Gramma at Knickerbocker
Gramma lived in a small one bedroom apartment with a smaller living room/dining room and a teeny-tiny kitchen. She slept in a cot in the so-called living room where the 'big' television was.
Her husband, my grandfather, William, slept in the bedroom with his own TV. He was always sick and, although utterly lovely to me, was an inactive monster with a long history of not-so-nice to important people like his wife and his daughter, my mother Florence.
His wife and his daughter
The rare times I sat with him, we watched "Divorce Court". I didn't understand for years that it was all made up. All I remember was that episode where the wife with the long hair yelled and cried and screamed as her husband left her for a prettier woman and my grandfather roared with laughter.
Ill and old himself, he would one day, steal all the money that Gramma had saved from being a practical nurse as she withered away in a nursing home.
Until then, he lived sick in the bedroom and she lived on the cot in the so-called living room wrapped in her own world remembering Kiev and better times. She would sometimes shout questions or comments to William and I think sometimes he answered her. I never really saw their marriage and when you don't see something, you don't know it's there.
There were times William must have been in the Veteran's Hospital and so perhaps those were the one or three nights I got to sleep over. I didn't notice if he was there or not. There were more important things awaiting me at Knickerbocker Village.
Suffering through Gramma's God-awful cooking and inedible meatballs was worth the rare dessert of Hostess cupcakes, and snoballs.
And then after dessert, television, and not just the usual Friday night television watching, but the Friday-night-as-late-as-I-could-stay-awake-into-Saturday-morning-no-curfew television watching.
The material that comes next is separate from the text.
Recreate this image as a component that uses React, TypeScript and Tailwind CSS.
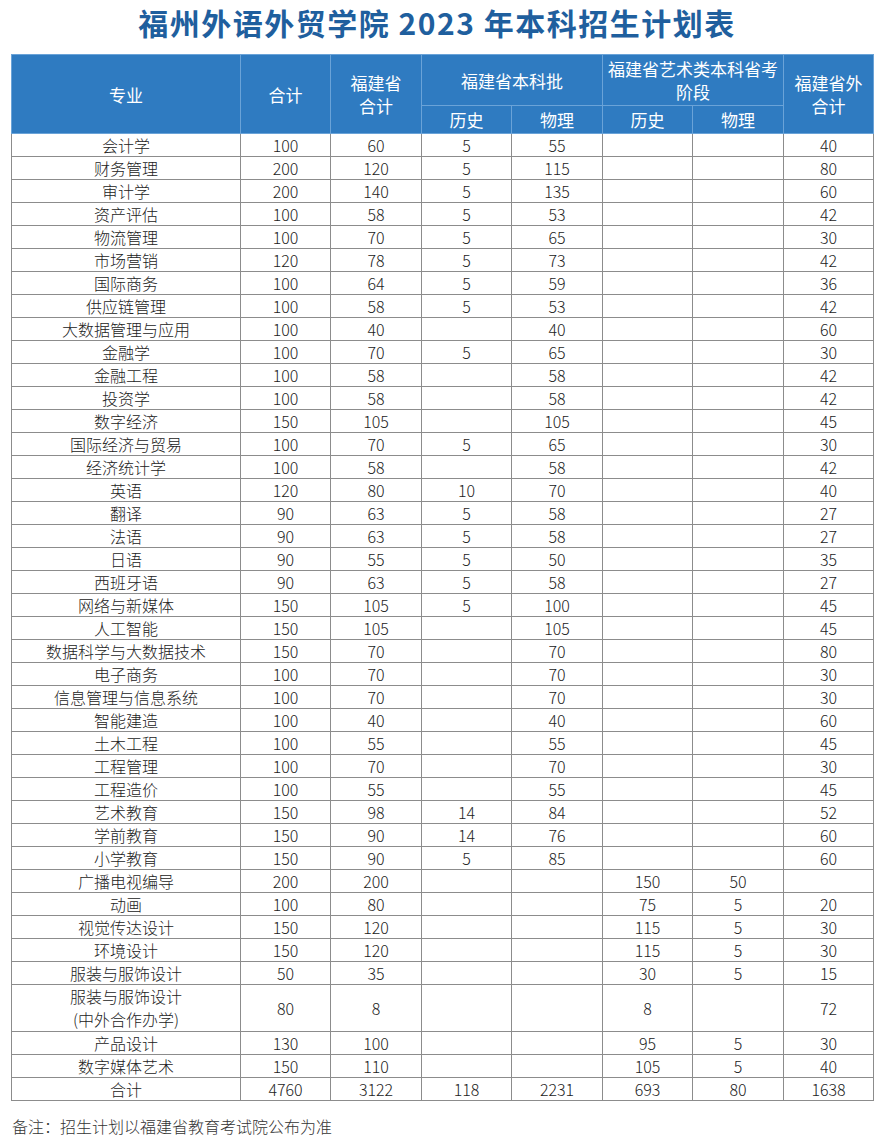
type Row = [string, string, string, string, string, string, string, string];

const rows: Row[] = [
  ["会计学", "100", "60", "5", "55", "", "", "40"],
  ["财务管理", "200", "120", "5", "115", "", "", "80"],
  ["审计学", "200", "140", "5", "135", "", "", "60"],
  ["资产评估", "100", "58", "5", "53", "", "", "42"],
  ["物流管理", "100", "70", "5", "65", "", "", "30"],
  ["市场营销", "120", "78", "5", "73", "", "", "42"],
  ["国际商务", "100", "64", "5", "59", "", "", "36"],
  ["供应链管理", "100", "58", "5", "53", "", "", "42"],
  ["大数据管理与应用", "100", "40", "", "40", "", "", "60"],
  ["金融学", "100", "70", "5", "65", "", "", "30"],
  ["金融工程", "100", "58", "", "58", "", "", "42"],
  ["投资学", "100", "58", "", "58", "", "", "42"],
  ["数字经济", "150", "105", "", "105", "", "", "45"],
  ["国际经济与贸易", "100", "70", "5", "65", "", "", "30"],
  ["经济统计学", "100", "58", "", "58", "", "", "42"],
  ["英语", "120", "80", "10", "70", "", "", "40"],
  ["翻译", "90", "63", "5", "58", "", "", "27"],
  ["法语", "90", "63", "5", "58", "", "", "27"],
  ["日语", "90", "55", "5", "50", "", "", "35"],
  ["西班牙语", "90", "63", "5", "58", "", "", "27"],
  ["网络与新媒体", "150", "105", "5", "100", "", "", "45"],
  ["人工智能", "150", "105", "", "105", "", "", "45"],
  ["数据科学与大数据技术", "150", "70", "", "70", "", "", "80"],
  ["电子商务", "100", "70", "", "70", "", "", "30"],
  ["信息管理与信息系统", "100", "70", "", "70", "", "", "30"],
  ["智能建造", "100", "40", "", "40", "", "", "60"],
  ["土木工程", "100", "55", "", "55", "", "", "45"],
  ["工程管理", "100", "70", "", "70", "", "", "30"],
  ["工程造价", "100", "55", "", "55", "", "", "45"],
  ["艺术教育", "150", "98", "14", "84", "", "", "52"],
  ["学前教育", "150", "90", "14", "76", "", "", "60"],
  ["小学教育", "150", "90", "5", "85", "", "", "60"],
  ["广播电视编导", "200", "200", "", "", "150", "50", ""],
  ["动画", "100", "80", "", "", "75", "5", "20"],
  ["视觉传达设计", "150", "120", "", "", "115", "5", "30"],
  ["环境设计", "150", "120", "", "", "115", "5", "30"],
  ["服装与服饰设计", "50", "35", "", "", "30", "5", "15"],
  ["服装与服饰设计\n(中外合作办学)", "80", "8", "", "", "8", "", "72"],
  ["产品设计", "130", "100", "", "", "95", "5", "30"],
  ["数字媒体艺术", "150", "110", "", "", "105", "5", "40"],
  ["合计", "4760", "3122", "118", "2231", "693", "80", "1638"],
];

const th = "border border-[#6aa3d8] font-normal text-white text-[17px] leading-[23px] align-middle";
const td = "border border-[#8c8c8c] text-center align-middle p-0";

export default function App() {
  return (
    <div
      className="w-[874px] h-[1142px] bg-white overflow-hidden"
      style={{ fontFamily: '"Noto Sans CJK SC", "Noto Sans", sans-serif' }}
    >
      <h1 className="h-[46px] pt-[2px] text-center text-[30px] leading-[40px] font-bold tracking-[1.5px] text-[#1f5f9e]">
        福州外语外贸学院 2023 年本科招生计划表
      </h1>
      <div className="pl-[11px] pt-[8px]">
        <table className="border-collapse table-fixed w-[861px] text-[16px] text-[#222] font-light">
          <colgroup>
            <col className="w-[229px]" />
            <col className="w-[90px]" />
            <col className="w-[91px]" />
            <col className="w-[90px]" />
            <col className="w-[91px]" />
            <col className="w-[90px]" />
            <col className="w-[91px]" />
            <col className="w-[90px]" />
          </colgroup>
          <thead className="bg-[#2f7bc1]">
            <tr className="h-[51px]">
              <th rowSpan={2} className={th}>专业</th>
              <th rowSpan={2} className={th}>合计</th>
              <th rowSpan={2} className={th}>福建省<br />合计</th>
              <th colSpan={2} className={th}>福建省本科批</th>
              <th colSpan={2} className={`${th} px-1`}>福建省艺术类本科省考<br />阶段</th>
              <th rowSpan={2} className={th}>福建省外<br />合计</th>
            </tr>
            <tr className="h-[28px]">
              <th className={th}>历史</th>
              <th className={th}>物理</th>
              <th className={th}>历史</th>
              <th className={th}>物理</th>
            </tr>
          </thead>
          <tbody>
            {rows.map((r, i) => {
              const double = r[0].includes("\n");
              return (
                <tr key={i} className={double ? "h-[47px]" : "h-[23px]"}>
                  {r.map((c, j) => (
                    <td key={j} className={`${td} ${double ? "leading-[23px]" : "leading-[21px]"}`}>
                      {c.split("\n").map((line, k) => (
                        <div key={k}>{line}</div>
                      ))}
                    </td>
                  ))}
                </tr>
              );
            })}
          </tbody>
        </table>
      </div>
      <p className="pl-[12px] pt-[14px] text-[16px] leading-[22px] text-[#333] font-light">
        备注：招生计划以福建省教育考试院公布为准
      </p>
    </div>
  );
}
We'd begin with our usual Friday night line-up - Hogan's Heroes, Here Comes The Brides, Love American Style, Star Trek. It was the only window into a life of hope and happily-ever-after - a world filled with handsome men like Hogan and his crew, and where conflicts were resolved through principles and words or, if you were Captain Kirk, an honest fight without shirts.
Then Gramma would pull out of the closet the 'guest' hospital cot, open it up for me and give me one of the thin blankets kept for such occasions. Then she'd crawl into her cot and fall asleep.
But I would perch at the edge of the beat-up old cot and start turning channels into worlds I knew existed outside of the tight parameters called my childhood.
And that's where I'd run into "Divorce Italian Style". Not once, not twice, but every time I stayed over Gramma's house.
Oh sure, now I understand it as a great piece of Italian cinematic comedy, nominated in Best Director and Best Actor categories in the Academy Awards. Sure, it won for Best Writing, Best Story and Screenplay. Sure, Marcello Mastroianni and Daniela Rocca were in it, blah blah blah blah blah...
None of that mattered to me in my pre-breasts life. What mattered to me was the only scene I remembered for years until one day recently and 45 years after those nights at Gramma, I watched it again.
There they were, on the beach, Daniela Rocca, laughing and smiling and happy thinking Marcello Mastroianni loved her. And he, dreaming for freedom to marry the pretty young girl, wishing the sand would suck her into its depth and bury her away from any marital commitment he had.
Only now do I give gratitude that I watched all those Hogan's Heroes, Love American Style, Here Comes The Brides and a shirtless Captain Kirk fighting for a better life and a kinder world more than those late night moments with marriage, Italian cinema style.